Pittsburgh, Penn.,-based singer-songwriter Brooke Annibale's third album, Silence Worth Breaking, is a revelation. A little bit of everything, the record easily slides into the realms of pop, rock, folk, Americana and soul, and all the while, the progression between songs is organic rather than schizophrenic.
This album is thought-provoking without being pompous, and it's one of those rare albums whose content lives up to its title.
Lyrically, Annibale dodges the stereotypical singer-songwriter landmine of focusing solely on romantic relationships, instead broadening her landscape to include songs that communicate hard truths, like accepting the past and learning to stand up for yourself.
She paints one hell of a beautiful picture of a relationship with the natural metaphors she employs in her first single, "Yours and Mine," and the gritty and groovy "Bullseye" makes you pause when she sings lines like, "We're throwing darts in the dark / Trying to hit the bullseye / But nobody knows / What it looks like."
At 23 years old, Annibale's lyrics display an uncommon wisdom, and her observations about life--be it hers or someone else's--are spot-on.

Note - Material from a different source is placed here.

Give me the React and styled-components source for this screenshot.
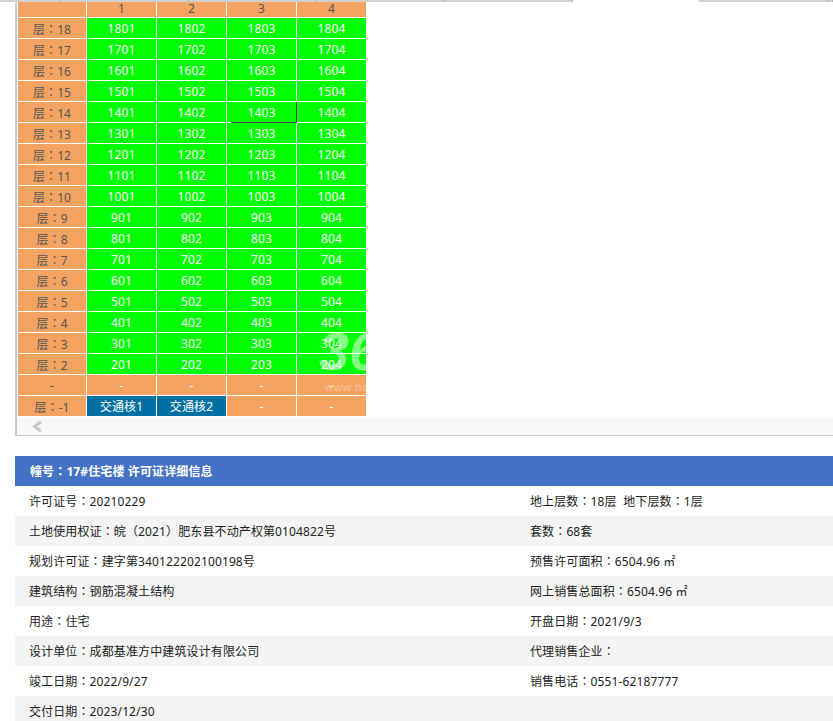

Annibale not only wins points for insightful lyricism, but also for her subtle, yet attention-grabbing vocals. When she isn't channeling Natalie Merchant on the mid-tempo rocker, "The Way it Was," or walking into Brandi Carlile territory on the Americana-tinged, "I Believe," Annibale shines because of the smoky quality of her pipes. Songs like "Under Streetlights" are undeniably catchy, as much for their acoustic-ambient sound (this sucker will burrow into your mind and you won't want it to leave) as they are for Annibale's ability to stay within her range and still hit highs and lows when necessary. "Tryin'" is possibly the best song on the record, despite Annibale barely speaking above a whisper throughout the track. Her broken whispers juxtapose nicely with the powerful lyrical content.
The songs on Silence Worth Breaking are anything but empty, singer-songwriter musings. It's an album worth speaking up about.